An NDA is a contract between employee and employer or business and vendor, in which the parties agree not to disclose certain confidential information about the business so as to continue working together in the smoothest way possible. Depending on the terms, an NDA may even require parties to keep the confidential information to themselves even long after they stop working with the business.

The truth is that very few businesses are islands. Most need support from designers, manufacturers, assistants, and more. As a part of their work, they may need to become privy to your trade secrets. To keep those secrets from reaching the public, you can draft a legally binding non-disclosure agreement that allows the necessary parties to have access to your trade secrets but be unable to share them.

When Do You Need an NDA?

NDAs are crucial to protecting your trade secrets, especially as your business scales. But the worst thing you can do is draft an NDA too late. If someone has access to your trade secrets before they’ve signed an NDA, there’s nothing that legally ensures they won’t share that trade secret.

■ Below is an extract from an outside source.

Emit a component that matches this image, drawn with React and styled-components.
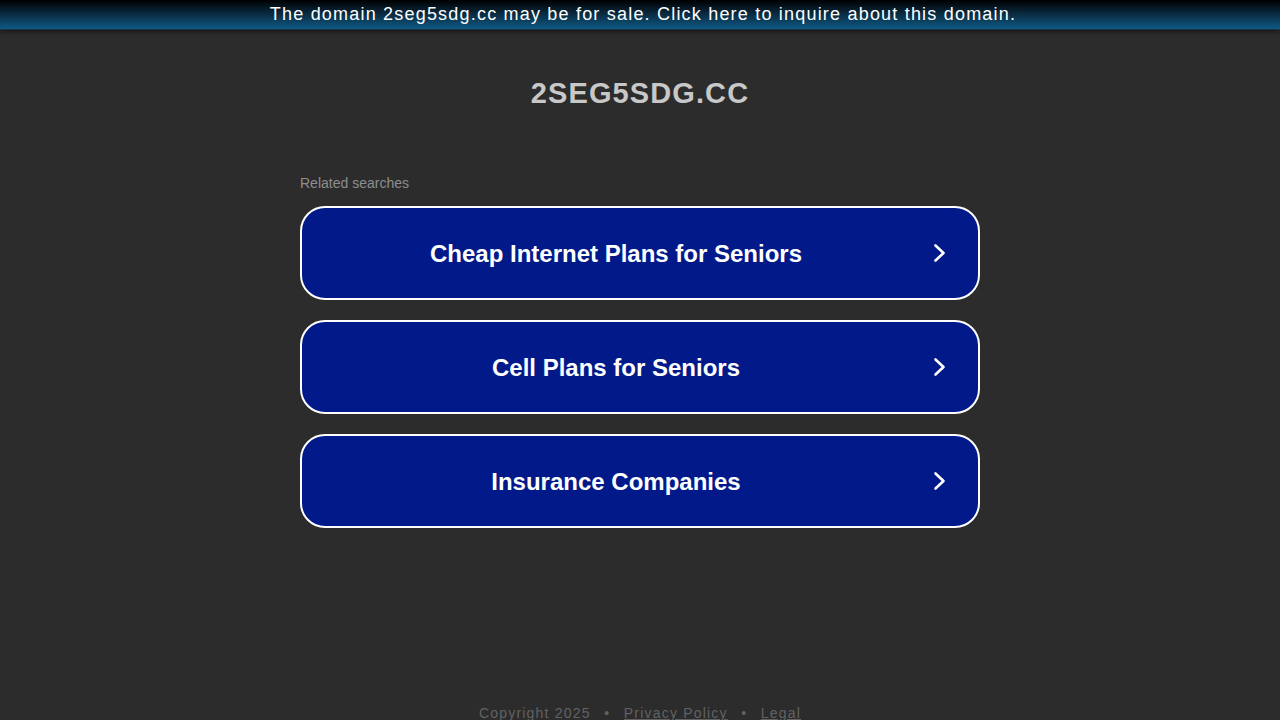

The best time to have an NDA drafted is before you even begin to speak with designers, manufacturers, employees, and other vendors. Consider the people who will need to know your trade secrets in order to do business with you. Not everyone will need the same level of access to your confidential information, so these NDAs might vary. You should have an NDA ready to go when signing on with a new vendor, so that everything is squared away before they even begin work.

What Do You Need In Your NDA?

There are typically two types of NDAs: a unilateral NDA, in which one party agrees not to share confidential information; and a mutual NDA, in which both parties agree to keep the confidential information secret. But the nature of your NDA will be unique to your situation. A good NDA should include:

    • A clear definition of what information must be kept confidential as well as the full scope of that confidentiality;
    • Any exclusions from confidentiality; and
    • The full term of the agreement.

It’s best to have an attorney draft your NDA in order to ensure that it fully protects your trade secrets. Talk to your IP attorney about your situation and they will draft NDAs that you can use with designers, manufacturers, and more.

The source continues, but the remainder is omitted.